The LA-2A has three controls: Peak Reduction, Gain, and a Limit/Compress switch. There is no attack knob, no release knob, no ratio dial. The compressor decides all of that itself — based on the music. This is the entire point. Every parameter is program-dependent, driven by the T4 electro-optical cell, which responds to the nature of the signal rather than fixed settings you dialed in. The result is compression that feels less like processing and more like a performer choosing to hold back.
In sixty-plus years of compressor design, no one has fully replaced it. Dozens of very good engineers have built very good compressors inspired by the LA-2A. Most of them are worth owning. None of them are the same. The LA-2A remains the first compressor on virtually every professional vocal chain in the world — not because engineers are nostalgic, but because nothing else sounds like it on a voice.
"LA-2As warm things up. They EQ all the warmth and low mids and bass. When you put bass and drums in them they get fatter and bigger. And unless you hit them way hard and make the tubes sizzle they don't really distort."

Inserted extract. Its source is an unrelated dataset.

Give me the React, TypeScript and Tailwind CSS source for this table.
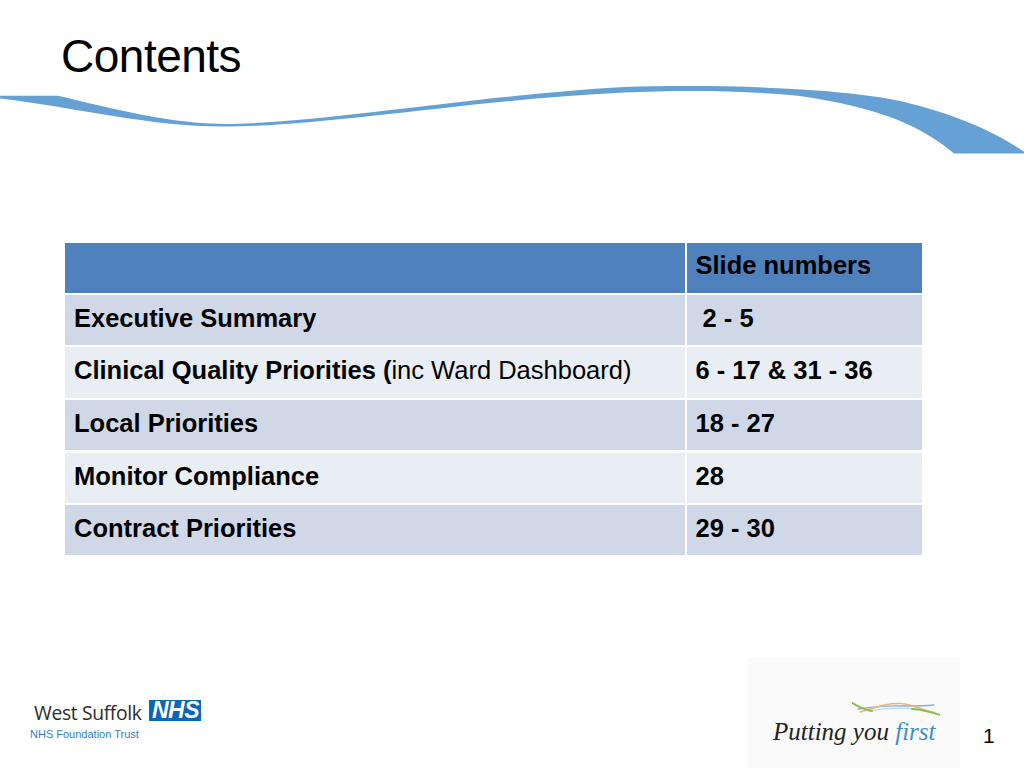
import React from "react";

const rows: { label: React.ReactNode; slides: string }[] = [
  { label: "Executive Summary", slides: "\u00a02 - 5" },
  {
    label: (
      <>
        Clinical Quality Priorities (<span className="font-normal">inc Ward Dashboard)</span>
      </>
    ),
    slides: "6 - 17 & 31 - 36",
  },
  { label: "Local Priorities", slides: "18 - 27" },
  { label: "Monitor Compliance", slides: "28" },
  { label: "Contract Priorities", slides: "29 - 30" },
];

const Wave: React.FC = () => (
  <svg className="block w-[1024px] h-[80px]" viewBox="0 80 1024 80" preserveAspectRatio="none">
    <path
      fill="#66a1d5"
      d="M0,95.7 L58,95.7 C110,108 170,124 227,124 C330,122 480,95 624,87 C720,84 840,88 900,101 C960,115 1000,135 1024,151.7 L1024,153.5 L954,153.5 C920,125 880,108 800,96 C740,90 680,90 624,92.5 C470,100 330,126 227,126.5 C150,127 80,108 0,98.5 Z"
    />
  </svg>
);

const Swoosh: React.FC = () => (
  <svg className="block w-[88px] h-[14px] ml-[79px]" viewBox="0 0 88 14" fill="none" strokeLinecap="round">
    <path d="M16,9 C32,6 52,5 72,8" stroke="#b9d7ee" strokeWidth="1.2" />
    <path d="M6,7 C20,5 35,3 50,4 C62,4 72,4 82,3" stroke="#7fb2de" strokeWidth="1.3" />
    <path d="M8,10 C25,5 35,1 48,1.5 C60,2 72,8 84,12" stroke="#f2b27a" strokeWidth="1.5" />
    <path d="M0,1 C6,4 12,8 20,9" stroke="#8cc04a" strokeWidth="2" />
    <path d="M60,7 C72,8 80,10 88,13" stroke="#8cc04a" strokeWidth="1.8" />
  </svg>
);

const App: React.FC = () => {
  return (
    <div className="w-[1024px] h-[768px] bg-white flex flex-col overflow-hidden font-['Liberation_Sans',Arial,sans-serif] text-black">
      {/* Title */}
      <div className="h-[80px] pt-[33px] pl-[61px]">
        <h1 className="text-[46px] leading-[46px] tracking-[-0.5px]">Contents</h1>
      </div>
      <Wave />

      {/* Contents table */}
      <div className="mt-[83px] ml-[65px] w-[857px] grid grid-cols-[620px_235px] gap-x-[2px] gap-y-[2.4px] text-[25.5px] leading-[30px] font-bold">
        <div className="h-[49.5px] bg-[#4f81bd]" />
        <div className="h-[49.5px] bg-[#4f81bd] pt-[7px] pl-[8.5px]">Slide numbers</div>
        {rows.map((r, i) => {
          const bg = i % 2 === 0 ? "bg-[#d0d8e8]" : "bg-[#e9edf4]";
          return (
            <React.Fragment key={i}>
              <div className={`h-[50.2px] pt-[8px] pl-[9px] ${bg}`}>{r.label}</div>
              <div className={`h-[50.2px] pt-[8px] pl-[8.5px] ${bg}`}>{r.slides}</div>
            </React.Fragment>
          );
        })}
      </div>

      {/* Footer */}
      <div className="mt-auto h-[110px] flex">
        {/* West Suffolk NHS logo */}
        <div className="pl-[30px] pt-[41.7px] flex flex-col">
          <div className="flex items-start ml-[4px]">
            <span className="pt-[2px] text-[19.3px] leading-[22px] text-[#2b2b2b] font-['Open_Sans','Liberation_Sans',sans-serif] tracking-[-0.35px]">
              West Suffolk
            </span>
            <div className="ml-[8px] h-[21.6px] w-[52px] bg-[#0a66b7] flex items-center justify-center">
              <span className="text-white font-bold italic text-[23px] leading-[22px] tracking-[-0.5px]">NHS</span>
            </div>
          </div>
          <span className="mt-[4.5px] text-[11px] leading-[12px] text-[#2f7fc4]">NHS Foundation Trust</span>
        </div>

        {/* Putting you first */}
        <div className="ml-auto w-[213px] h-[110px] bg-[#fafafa] pt-[44px] pl-[26px] flex flex-col">
          <Swoosh />
          <div className="mt-[1px] text-[25px] leading-[30px] italic font-['Liberation_Serif',serif] text-[#222]">
            Putting you <span className="text-[#3d8fc6]">first</span>
          </div>
        </div>

        {/* Page number */}
        <div className="w-[64px] pl-[23px] pt-[66px] text-[21px] leading-[24px]">1</div>
      </div>
    </div>
  );
};

export default App;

Jim Scott — Recording Engineer (Tom Petty, Red Hot Chili Peppers, Wilco)James F. Lawrence II was an electrical engineer at Caltech's Jet Propulsion Laboratory in the early 1950s, working on optical sensors for the Titan Missile Program. The physics of electroluminescent panels and photoresistors — light emitted in proportion to voltage, resistance dropping in proportion to light received — gave him an idea. That same physics could control the gain of an audio circuit in a way that no other component could.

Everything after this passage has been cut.